* STATED EXERCISE: Look through the data for the string "component". Copy every line where it is found.

===== EXERCISE DATA

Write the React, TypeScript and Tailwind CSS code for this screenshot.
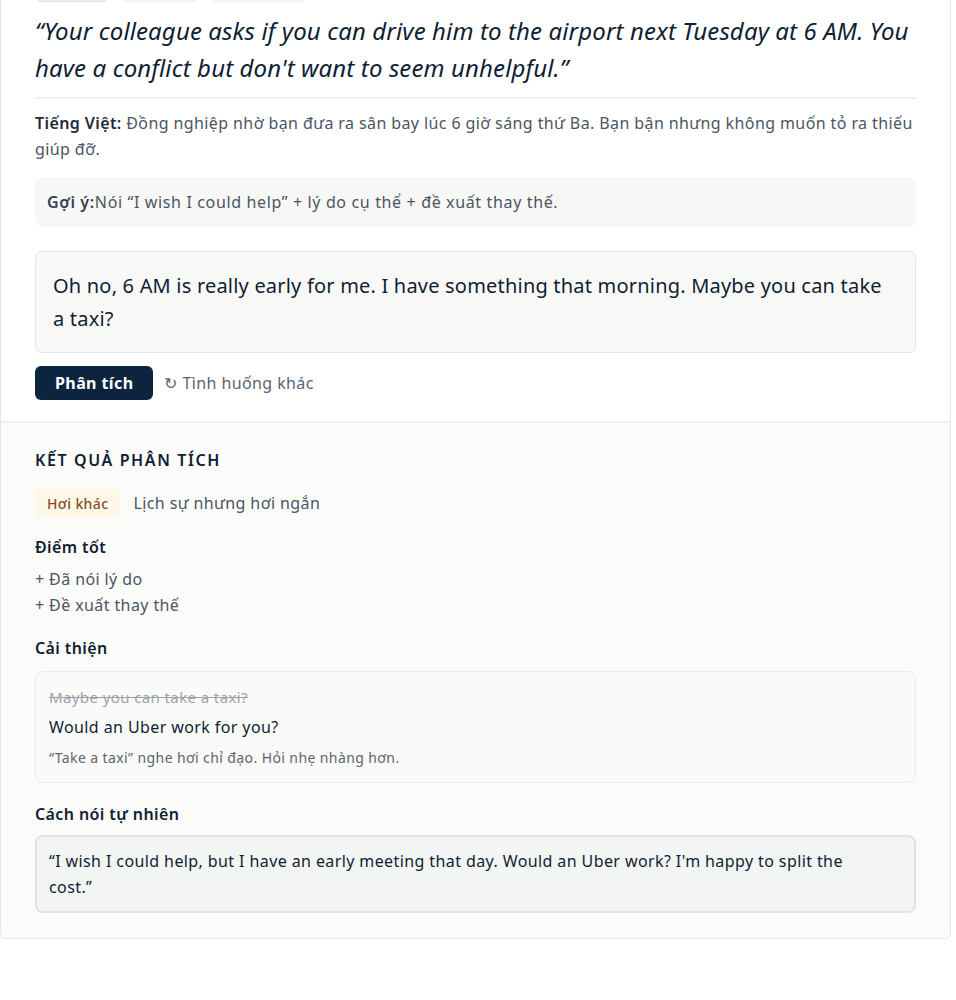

==========
===== EXERCISE DATA

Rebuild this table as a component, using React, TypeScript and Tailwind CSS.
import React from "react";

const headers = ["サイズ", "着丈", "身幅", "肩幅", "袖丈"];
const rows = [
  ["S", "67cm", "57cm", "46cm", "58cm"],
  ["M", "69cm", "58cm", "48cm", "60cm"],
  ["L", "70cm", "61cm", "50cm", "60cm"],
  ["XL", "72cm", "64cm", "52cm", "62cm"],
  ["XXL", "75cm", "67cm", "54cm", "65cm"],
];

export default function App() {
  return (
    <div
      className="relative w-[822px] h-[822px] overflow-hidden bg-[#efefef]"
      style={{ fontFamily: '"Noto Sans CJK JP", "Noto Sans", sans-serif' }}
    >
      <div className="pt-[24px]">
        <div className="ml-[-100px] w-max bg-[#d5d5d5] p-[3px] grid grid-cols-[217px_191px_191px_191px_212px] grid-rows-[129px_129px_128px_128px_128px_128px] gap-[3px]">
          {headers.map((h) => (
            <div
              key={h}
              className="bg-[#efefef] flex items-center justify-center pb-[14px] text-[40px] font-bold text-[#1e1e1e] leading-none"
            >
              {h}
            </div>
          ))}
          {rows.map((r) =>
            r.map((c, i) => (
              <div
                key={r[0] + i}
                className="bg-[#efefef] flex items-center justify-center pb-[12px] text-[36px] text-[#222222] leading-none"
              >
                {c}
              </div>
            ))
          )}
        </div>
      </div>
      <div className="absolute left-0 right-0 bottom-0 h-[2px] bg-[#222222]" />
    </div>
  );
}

==========
===== EXERCISE DATA

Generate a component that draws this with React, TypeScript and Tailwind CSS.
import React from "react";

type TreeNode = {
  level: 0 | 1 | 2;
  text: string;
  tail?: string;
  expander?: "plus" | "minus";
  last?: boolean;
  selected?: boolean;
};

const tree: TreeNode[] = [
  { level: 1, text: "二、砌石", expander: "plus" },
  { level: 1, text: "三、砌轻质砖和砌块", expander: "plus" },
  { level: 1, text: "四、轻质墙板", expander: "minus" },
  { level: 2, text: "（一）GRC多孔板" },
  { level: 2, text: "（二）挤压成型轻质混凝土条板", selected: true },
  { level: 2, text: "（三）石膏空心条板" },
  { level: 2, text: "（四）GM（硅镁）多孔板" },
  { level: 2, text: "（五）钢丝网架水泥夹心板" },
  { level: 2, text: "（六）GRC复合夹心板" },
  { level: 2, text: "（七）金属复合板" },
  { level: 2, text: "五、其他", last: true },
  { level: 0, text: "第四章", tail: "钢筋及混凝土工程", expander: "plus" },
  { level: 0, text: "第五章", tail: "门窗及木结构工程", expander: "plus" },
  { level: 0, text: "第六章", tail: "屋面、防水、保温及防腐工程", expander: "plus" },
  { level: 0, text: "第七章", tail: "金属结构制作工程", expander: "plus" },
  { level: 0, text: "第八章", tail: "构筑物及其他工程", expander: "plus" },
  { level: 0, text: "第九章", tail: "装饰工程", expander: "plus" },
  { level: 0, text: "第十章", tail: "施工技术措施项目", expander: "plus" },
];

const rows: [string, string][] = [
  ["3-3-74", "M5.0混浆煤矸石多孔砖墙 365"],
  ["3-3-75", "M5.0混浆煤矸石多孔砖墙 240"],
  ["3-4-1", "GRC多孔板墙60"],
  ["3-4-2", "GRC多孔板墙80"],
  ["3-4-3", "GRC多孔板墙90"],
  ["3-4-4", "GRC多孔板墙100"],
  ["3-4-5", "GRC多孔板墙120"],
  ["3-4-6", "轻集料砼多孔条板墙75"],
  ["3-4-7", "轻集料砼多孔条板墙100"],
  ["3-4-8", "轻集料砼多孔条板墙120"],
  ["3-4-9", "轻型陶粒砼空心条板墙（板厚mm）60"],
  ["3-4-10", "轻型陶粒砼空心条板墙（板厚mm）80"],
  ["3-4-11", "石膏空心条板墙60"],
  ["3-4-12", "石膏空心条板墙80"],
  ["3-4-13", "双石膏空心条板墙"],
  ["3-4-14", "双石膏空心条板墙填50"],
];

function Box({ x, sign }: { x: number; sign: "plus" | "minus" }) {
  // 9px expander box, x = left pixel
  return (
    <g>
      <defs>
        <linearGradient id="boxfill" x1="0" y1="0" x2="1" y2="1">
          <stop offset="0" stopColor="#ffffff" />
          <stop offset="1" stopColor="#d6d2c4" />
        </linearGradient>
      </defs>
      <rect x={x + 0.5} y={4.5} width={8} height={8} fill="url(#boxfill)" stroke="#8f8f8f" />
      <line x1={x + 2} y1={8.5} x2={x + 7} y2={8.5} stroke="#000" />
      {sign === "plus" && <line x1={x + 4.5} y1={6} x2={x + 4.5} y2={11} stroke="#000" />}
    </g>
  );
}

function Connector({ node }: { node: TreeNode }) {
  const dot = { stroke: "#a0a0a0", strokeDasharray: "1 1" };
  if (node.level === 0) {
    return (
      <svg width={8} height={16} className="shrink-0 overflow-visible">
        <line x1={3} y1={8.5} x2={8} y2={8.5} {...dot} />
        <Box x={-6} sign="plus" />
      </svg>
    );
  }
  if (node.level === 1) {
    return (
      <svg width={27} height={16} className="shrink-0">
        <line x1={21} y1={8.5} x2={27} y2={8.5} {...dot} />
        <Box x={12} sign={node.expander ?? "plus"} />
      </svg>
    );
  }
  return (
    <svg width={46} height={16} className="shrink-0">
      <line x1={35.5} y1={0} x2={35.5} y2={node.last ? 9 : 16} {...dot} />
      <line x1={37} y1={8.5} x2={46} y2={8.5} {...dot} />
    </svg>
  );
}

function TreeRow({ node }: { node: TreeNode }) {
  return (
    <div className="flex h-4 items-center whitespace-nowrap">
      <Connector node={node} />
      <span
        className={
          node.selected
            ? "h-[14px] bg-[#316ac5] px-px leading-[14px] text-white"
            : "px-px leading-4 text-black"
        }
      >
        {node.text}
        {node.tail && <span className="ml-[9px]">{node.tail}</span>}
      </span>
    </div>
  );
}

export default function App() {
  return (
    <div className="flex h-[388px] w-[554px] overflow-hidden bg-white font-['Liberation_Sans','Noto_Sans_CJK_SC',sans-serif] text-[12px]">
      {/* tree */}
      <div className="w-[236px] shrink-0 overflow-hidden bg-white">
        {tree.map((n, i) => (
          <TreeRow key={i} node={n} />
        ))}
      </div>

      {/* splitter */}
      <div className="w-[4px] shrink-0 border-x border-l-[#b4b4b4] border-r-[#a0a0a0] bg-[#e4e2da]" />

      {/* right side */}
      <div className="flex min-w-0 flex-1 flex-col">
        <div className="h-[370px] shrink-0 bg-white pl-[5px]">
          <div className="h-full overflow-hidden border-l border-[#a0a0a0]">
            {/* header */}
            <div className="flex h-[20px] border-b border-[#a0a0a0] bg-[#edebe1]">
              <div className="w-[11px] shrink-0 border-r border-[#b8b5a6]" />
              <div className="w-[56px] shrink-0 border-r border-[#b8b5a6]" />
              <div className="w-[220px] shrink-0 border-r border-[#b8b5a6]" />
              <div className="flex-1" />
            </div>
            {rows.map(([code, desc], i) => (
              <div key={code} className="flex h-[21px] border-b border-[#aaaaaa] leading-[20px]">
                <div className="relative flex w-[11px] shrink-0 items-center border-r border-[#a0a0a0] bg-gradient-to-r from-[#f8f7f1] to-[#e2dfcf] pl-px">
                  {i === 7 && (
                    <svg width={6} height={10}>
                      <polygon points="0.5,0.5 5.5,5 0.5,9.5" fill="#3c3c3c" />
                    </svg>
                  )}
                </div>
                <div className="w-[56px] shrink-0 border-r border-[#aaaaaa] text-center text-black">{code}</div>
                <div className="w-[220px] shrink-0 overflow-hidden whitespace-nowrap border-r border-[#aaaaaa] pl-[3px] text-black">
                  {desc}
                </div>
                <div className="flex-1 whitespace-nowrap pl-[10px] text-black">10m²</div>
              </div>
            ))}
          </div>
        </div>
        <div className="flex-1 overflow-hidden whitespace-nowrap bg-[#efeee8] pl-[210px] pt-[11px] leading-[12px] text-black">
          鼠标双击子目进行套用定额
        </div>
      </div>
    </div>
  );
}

==========

* ANSWER FOR THIS EXERCISE:
Rebuild this table as a component, using React, TypeScript and Tailwind CSS.
Generate a component that draws this with React, TypeScript and Tailwind CSS.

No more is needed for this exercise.